Un premier éboulement après la tempête du 18 août
Dépêchés sur place suite au glissement de terrain, les services d’astreinte de la Ville d’Ajaccio avaient constaté samedi que « le chantier situé à l’aval de l’immeuble le Patio 1 est probablement à l’origine des désordres survenus ». Dans le cadre de ces travaux pour construire un nouvel immeuble, le Patio II, un important terrassement a été effectué en contrebas du premier bâtiment. Si bien que c’est désormais un trou béant de plusieurs mètres de profondeur que les habitants du Patio I pouvaient apercevoir de leur terrasse. Un chantier mené par le même promoteur, Michel Majdi Amhan, qui suscite l’agacement des résidents. « L’année dernière, nous avons été réveillés un matin car l’immeuble tremblait à force que les tractopelles grattent juste en-dessous. Et puis, il y a aussi eu un premier éboulement après la tempête du 18 août », rappelle Lucas. L’évènement avait déjà conduit la mairie d’Ajaccio à prendre un arrêté demandant l’interruption des travaux tant qu’une consolidation des fondations du Patio n’aurait pas été réalisée. « Les investigations techniques en cours permettront de déterminer si ces désordres successifs sont liés et si les obligations fixées par cet arrêté ont été correctement exécutées », relève d'ailleurs la municipalité.

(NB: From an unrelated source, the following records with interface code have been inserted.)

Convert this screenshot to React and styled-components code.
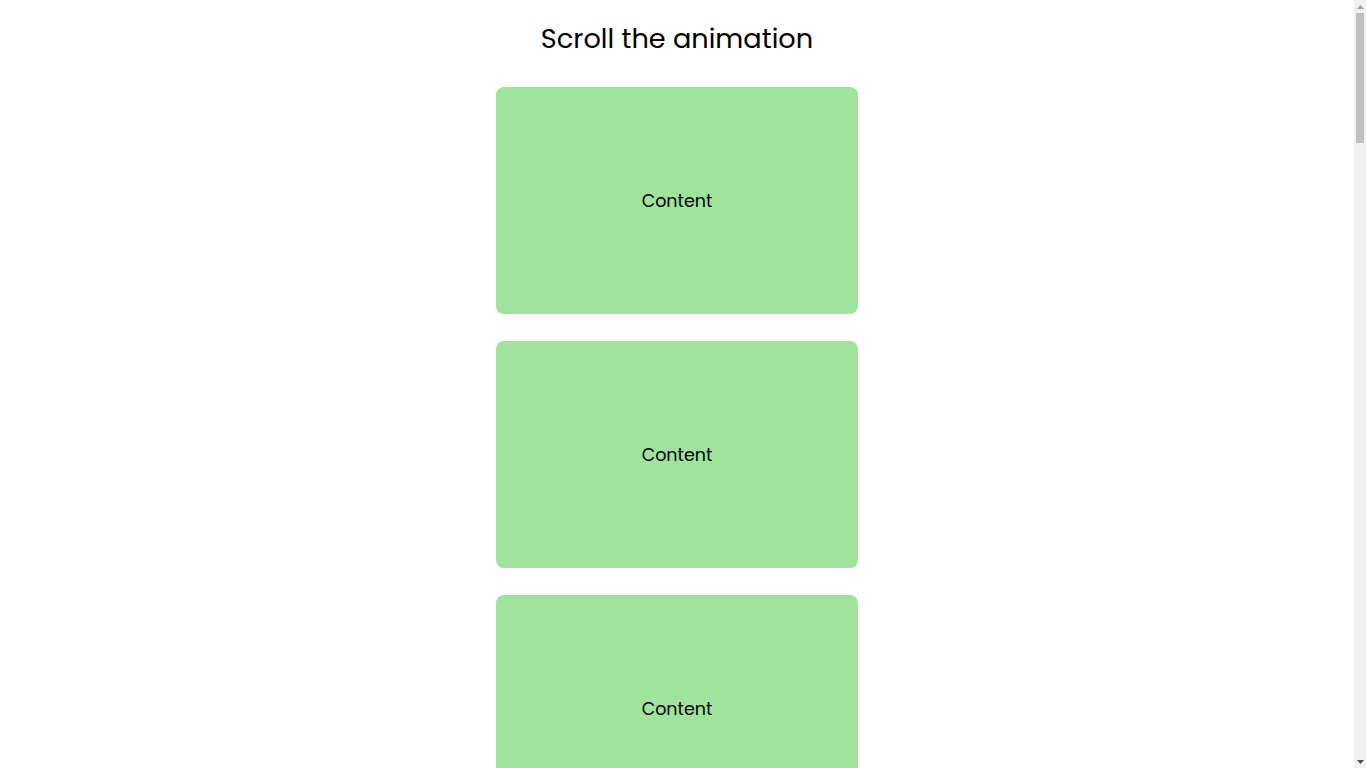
import React from "react";
import styled, { createGlobalStyle } from "styled-components";

const Global = createGlobalStyle`
  html, body { margin: 0; padding: 0; background: #fff; overflow: hidden; }
  body { font-family: "Poppins", "Open Sans", "DejaVu Sans", sans-serif; color: #000; }
`;

const Frame = styled.div`
  display: flex;
  height: 100vh;
  overflow: hidden;
`;

const Page = styled.main`
  flex: 1;
  display: flex;
  flex-direction: column;
  align-items: center;
  padding: 21px 0 60px;
  overflow: hidden;
`;

const Title = styled.h1`
  margin: 0 0 30px;
  font-size: 27.2px;
  line-height: 36px;
  font-weight: 400;
`;

const List = styled.div`
  display: flex;
  flex-direction: column;
  gap: 27px;
`;

const Card = styled.div`
  flex: none;
  width: 362px;
  height: 227px;
  border-radius: 8px;
  background: #9fe39c;
  display: flex;
  align-items: center;
  justify-content: center;
  font-size: 17.5px;
`;

const ScrollBar = styled.aside`
  flex: none;
  width: 12px;
  background: #f1f1f1;
  display: flex;
  flex-direction: column;
`;

const Arrow = styled.div`
  flex: none;
  height: 13px;
  display: flex;
  align-items: center;
  justify-content: center;
`;

const Track = styled.div`
  flex: 1;
  padding: 0 2px;
`;

const Thumb = styled.div`
  height: 130px;
  background: #c1c1c1;
`;

const Tri = ({ up, color }) => (
  <svg width="7" height="4" viewBox="0 0 7 4">
    <polygon points={up ? "3.5,0 7,4 0,4" : "0,0 7,0 3.5,4"} fill={color} />
  </svg>
);

export default function App() {
  const items = Array.from({ length: 17 }, (_, i) => i);
  return (
    <>
      <Global />
      <Frame>
        <Page>
          <Title>Scroll the animation</Title>
          <List>
            {items.map((i) => (
              <Card key={i}>Content</Card>
            ))}
          </List>
        </Page>
        <ScrollBar>
          <Arrow>
            <Tri up color="#a3a3a3" />
          </Arrow>
          <Track>
            <Thumb />
          </Track>
          <Arrow>
            <Tri color="#505050" />
          </Arrow>
        </ScrollBar>
      </Frame>
    </>
  );
}
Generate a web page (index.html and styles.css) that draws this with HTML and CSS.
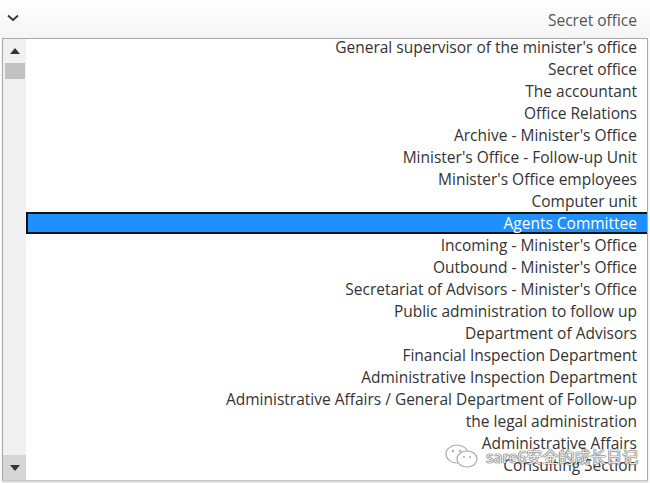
FILE: index.html
```html
<!DOCTYPE html>
<html>
<head>
<meta charset="utf-8">
<link rel="stylesheet" href="styles.css">
</head>
<body>
<div class="page">
  <div class="select">
    <svg class="chev" width="12" height="8" viewBox="0 0 12 8"><path d="M1 1.5 L6 6 L11 1.5" fill="none" stroke="#333" stroke-width="1.8"/></svg>
    <span class="value">Secret office</span>
  </div>
  <div class="listbox">
    <div class="scrollbar">
      <div class="sb-up"><svg width="10" height="6" viewBox="0 0 10 6"><path d="M0 6 L5 0 L10 6 Z" fill="#333"/></svg></div>
      <div class="sb-thumb"></div>
      <div class="sb-track"></div>
      <div class="sb-down"><svg width="10" height="6" viewBox="0 0 10 6"><path d="M0 0 L5 6 L10 0 Z" fill="#333"/></svg></div>
    </div>
    <div class="items">
      <div class="list">
        <div class="item">General supervisor of the minister's office</div>
        <div class="item">Secret office</div>
        <div class="item">The accountant</div>
        <div class="item">Office Relations</div>
        <div class="item">Archive - Minister's Office</div>
        <div class="item">Minister's Office - Follow-up Unit</div>
        <div class="item">Minister's Office employees</div>
        <div class="item">Computer unit</div>
        <div class="item selected">Agents Committee</div>
        <div class="item">Incoming - Minister's Office</div>
        <div class="item">Outbound - Minister's Office</div>
        <div class="item">Secretariat of Advisors - Minister's Office</div>
        <div class="item">Public administration to follow up</div>
        <div class="item">Department of Advisors</div>
        <div class="item">Financial Inspection Department</div>
        <div class="item">Administrative Inspection Department</div>
        <div class="item">Administrative Affairs / General Department of Follow-up</div>
        <div class="item">the legal administration</div>
        <div class="item">Administrative Affairs</div>
        <div class="item">Consulting Section</div>
      </div>
    </div>
  </div>
  <div class="watermark">
    <svg width="36" height="26" viewBox="0 0 36 26"><g fill="none" stroke="#aaa" stroke-width="1.2"><ellipse cx="13" cy="11" rx="11" ry="9"/><ellipse cx="23" cy="16" rx="10" ry="8" fill="#fff"/></g><g fill="#aaa"><circle cx="9" cy="8" r="1.2"/><circle cx="16" cy="8" r="1.2"/><circle cx="20" cy="14" r="1"/><circle cx="26" cy="14" r="1"/></g></svg>
    <span class="wm-text">sare6安全的成长日记</span>
  </div>
</div>
</body>
</html>
```
FILE: styles.css
```css
html, body {
  margin: 0;
  padding: 0;
  background: #fff;
}
.page {
  position: relative;
  width: 650px;
  height: 483px;
  overflow: hidden;
  font-family: "Open Sans", "Noto Sans", sans-serif;
}
.select {
  height: 38px;
  box-sizing: border-box;
  display: flex;
  align-items: center;
  justify-content: space-between;
  padding: 0 13px 0 7px;
  background: linear-gradient(#ffffff, #f5f5f5);
}
.chev {
  display: block;
  margin-bottom: 2px;
}
.value {
  font-size: 15.5px;
  color: #555;
  margin-top: 1px;
}
.listbox {
  margin: 0 2px 0 2px;
  height: 443px;
  box-sizing: border-box;
  border: 1px solid #a8a8a8;
  border-bottom-color: #c8c8c8;
  display: flex;
  box-shadow: 0 2px 2px rgba(0,0,0,0.15);
  background: #fff;
}
.scrollbar {
  width: 23px;
  flex: none;
  display: flex;
  flex-direction: column;
  align-items: center;
  background: #f0f0f0;
}
.sb-up {
  height: 24px;
  width: 100%;
  display: flex;
  align-items: center;
  justify-content: center;
}
.sb-thumb {
  width: 20px;
  height: 16px;
  background: #c1c1c1;
}
.sb-track {
  flex: 1;
}
.sb-down {
  height: 25px;
  width: 100%;
  display: flex;
  align-items: center;
  justify-content: center;
  background: #d6d6d6;
}
.items {
  flex: 1;
  overflow: hidden;
}
.list {
  margin-top: -3px;
}
.item {
  height: 22px;
  line-height: 22px;
  text-align: right;
  padding-right: 10px;
  font-size: 15.5px;
  color: #333;
  white-space: nowrap;
}
.item.selected {
  background: #1e90ff;
  color: #fff;
  border: 2px solid #111;
  height: 18px;
  line-height: 18px;
  margin-right: -2px;
  padding-right: 10px;
}
.watermark {
  position: absolute;
  left: 444px;
  top: 443px;
  display: flex;
  align-items: center;
  gap: 6px;
}
.wm-text {
  font-family: "Noto Sans CJK SC", sans-serif;
  font-size: 16px;
  color: rgba(255,255,255,0.9);
  text-shadow: 0 0 1px #555, 0 0 1px #555, 0 0 1px #555;
}
```
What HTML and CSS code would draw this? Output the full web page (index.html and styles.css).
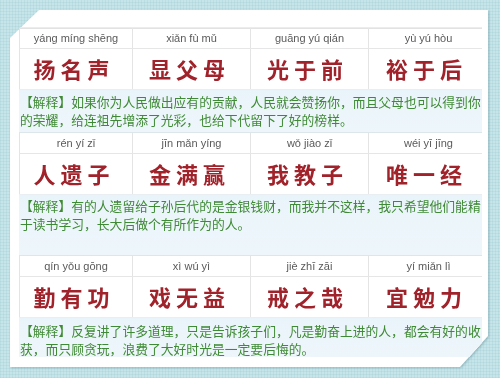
FILE: index.html
```html
<!DOCTYPE html>
<html lang="zh">
<head>
<meta charset="utf-8">
<title>扬名声 显父母</title>
<link rel="stylesheet" href="styles.css">
</head>
<body>
<div class="scene">
  <div class="frame">
    <div class="card">
      <div class="table">
        <div class="row pinyin">
          <div class="cell">yáng míng shēng</div>
          <div class="cell">xiǎn fù mǔ</div>
          <div class="cell">guāng yú qián</div>
          <div class="cell">yù yú hòu</div>
        </div>
        <div class="row hanzi">
          <div class="cell">扬名声</div>
          <div class="cell">显父母</div>
          <div class="cell">光于前</div>
          <div class="cell">裕于后</div>
        </div>
        <div class="explain ex1">
          <p class="text">【解释】如果你为人民做出应有的贡献，人民就会赞扬你，而且父母也可以得到你的荣耀，给连祖先增添了光彩，也给下代留下了好的榜样。</p>
        </div>

        <div class="row pinyin">
          <div class="cell">rén yí zǐ</div>
          <div class="cell">jīn mǎn yíng</div>
          <div class="cell">wǒ jiào zǐ</div>
          <div class="cell">wéi yī jīng</div>
        </div>
        <div class="row hanzi">
          <div class="cell">人遗子</div>
          <div class="cell">金满赢</div>
          <div class="cell">我教子</div>
          <div class="cell">唯一经</div>
        </div>
        <div class="explain ex2">
          <p class="text">【解释】有的人遗留给子孙后代的是金银钱财，而我并不这样，我只希望他们能精于读书学习，长大后做个有所作为的人。</p>
        </div>

        <div class="row pinyin">
          <div class="cell">qín yǒu gōng</div>
          <div class="cell">xì wú yì</div>
          <div class="cell">jiè zhī zāi</div>
          <div class="cell">yí miǎn lì</div>
        </div>
        <div class="row hanzi">
          <div class="cell">勤有功</div>
          <div class="cell">戏无益</div>
          <div class="cell">戒之哉</div>
          <div class="cell">宜勉力</div>
        </div>
        <div class="explain ex3">
          <p class="text">【解释】反复讲了许多道理，只是告诉孩子们，凡是勤奋上进的人，都会有好的收获，而只顾贪玩，浪费了大好时光是一定要后悔的。</p>
        </div>
      </div>
    </div>
  </div>
</div>
</body>
</html>
```

FILE: styles.css
```css
html, body {
  margin: 0;
  padding: 0;
}

body {
  width: 500px;
  height: 378px;
  overflow: hidden;
  background-color: #c6e5ea;
  background-image:
    repeating-linear-gradient(0deg, rgba(120, 180, 190, 0.14) 0 1px, transparent 1px 3px),
    repeating-linear-gradient(90deg, rgba(120, 180, 190, 0.14) 0 1px, transparent 1px 3px);
}

.scene {
  padding: 10px 0 0 10px;
}

.frame {
  width: 480px;
  filter: drop-shadow(1px 1px 1px rgba(60, 110, 120, 0.35));
}

.card {
  width: 478px;
  height: 357px;
  box-sizing: border-box;
  padding: 17px 0 0 9px;
  background: #ffffff;
  clip-path: polygon(29px 0, 100% 0, 100% calc(100% - 31px), calc(100% - 28px) 100%, 0 100%, 0 28px);
}

.table {
  width: 463px;
  height: 330px;
  overflow: hidden;
  background: #ffffff;
  box-shadow: inset 0 1px 0 #e2e2e2, inset 1px 0 0 #e6e6e6;
  border-top: 1px solid #ececec;
  box-sizing: border-box;
}

.row {
  display: grid;
  grid-template-columns: 113px 118px 118px 120px;
  width: 469px;
}

.cell {
  border-left: 1px solid #e4e4e4;
  display: flex;
  align-items: center;
  justify-content: center;
}

.pinyin {
  height: 21px;
  border-bottom: 1px solid #e6e6e6;
  font-family: "Liberation Sans", Arial, sans-serif;
  font-size: 11px;
  color: #5a5a5a;
  box-sizing: border-box;
}

.pinyin .cell {
  padding-bottom: 1px;
}

.hanzi {
  height: 40px;
  font-family: "Noto Sans CJK SC", sans-serif;
  font-weight: 700;
  font-size: 22px;
  letter-spacing: 5px;
  color: #a0222a;
}

.hanzi .cell {
  padding-right: 4px;
  padding-bottom: 3px;
}

.explain {
  background: linear-gradient(#e9f4fa, #eef6fb);
  border-top: 1px solid #e8eef2;
  border-bottom: 1px solid #dde6ea;
  box-sizing: border-box;
}

.ex1 {
  height: 44px;
  padding-top: 3px;
}

.ex2 {
  height: 62px;
  padding-top: 2px;
}

.ex3 {
  height: 42px;
  padding-top: 4px;
}

.text {
  margin: 0;
  width: 462px;
  padding-left: 1px;
  font-family: "Noto Sans CJK SC", sans-serif;
  font-size: 12.8px;
  line-height: 18px;
  color: #3f8a34;
}
```
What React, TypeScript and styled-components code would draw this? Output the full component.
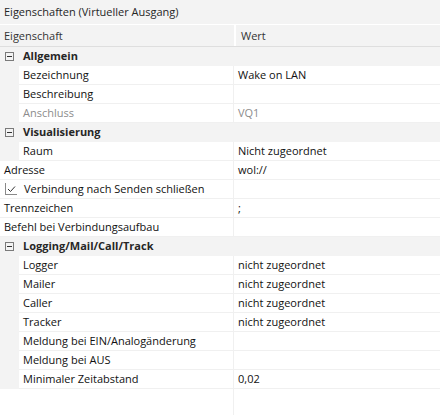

Face au trou qui se creusait de plus en plus au pas de sa porte, Dominique indique pourtant qu’il restait toutefois serein. Du moins au départ. « Nous nous disions qu’ils savaient ce qu’ils faisaient. Mais apparemment, ils ont fait un travail d’abruti », tonne le locataire, concédant avoir constaté des incohérences. À ses côtés, Christian, son propriétaire, très présent depuis samedi matin, confie : « J’ai acheté l’appartement dès qu’il a été terminé. Il n’y avait aucun souci. Les soucis ont commencé quand ils ont commencé les travaux du Patio II. Nous nous sommes aperçus qu’ils ont gratté vraiment très près des fondations du Patio I pour faire le terrassement, on ne comprend toujours pas pourquoi. Quand on a vu qu’ils s’approchaient autant de l’immeuble, cela a amené une certaine inquiétude ». « Je suis tombé des nues samedi. Et là ce matin, j’ai appris que des occupants ont entendu des bruits cette nuit et que par mesure de sécurité, la mairie a décidé de fermer l’immeuble. Pour l’instant, nous n’en savons pas plus. Nous attendons », reprend-il. Les larmes aux yeux, il livre encore : « Cela me fait beaucoup de peine pour mes locataires, d’autant plus que je les aime beaucoup. Et puis, je suis agacé de voir des immeubles sortir de terre tous azimuts. La rocade est sclérosée, elle ne ressemble plus à rien ». 
 
Une enquête préliminaire ouverte
Après le glissement de terrain et l’évacuation du Patio I, dimanche, le parquet d’Ajaccio a ouvert une enquête préliminaire du chef de "mise en danger de la vie d’autrui". « Cette enquête aura notamment pour objet de vérifier que toutes les prescriptions réglementaires ont bien été prises par les professionnels de la construction pour assurer l’intégrité des fondations de l’immeuble, y compris en cas d’intempérie », a signifié le procureur de la République d’Ajaccio, Nicolas Septe, dans un communiqué de presse. 
 
« Il est désormais de la responsabilité du constructeur et du syndic de copropriété du Patio 1 de justifier des travaux entrepris à proximité immédiate de l’immeuble et d’apporter les éléments techniques permettant de déterminer s’il est menacé dans son intégrité. Le cas échéant, ils devront préciser la nature des travaux envisagés et leur calendrier. Il s’agira alors de les réaliser, dans les meilleurs délais, afin de garantir le retour des résidents en parfaite sécurité dans la résidence. L’accès à l’immeuble sera subordonné à cette exigence », a pour sa part fait savoir la mairie d’Ajaccio ce lundi soir.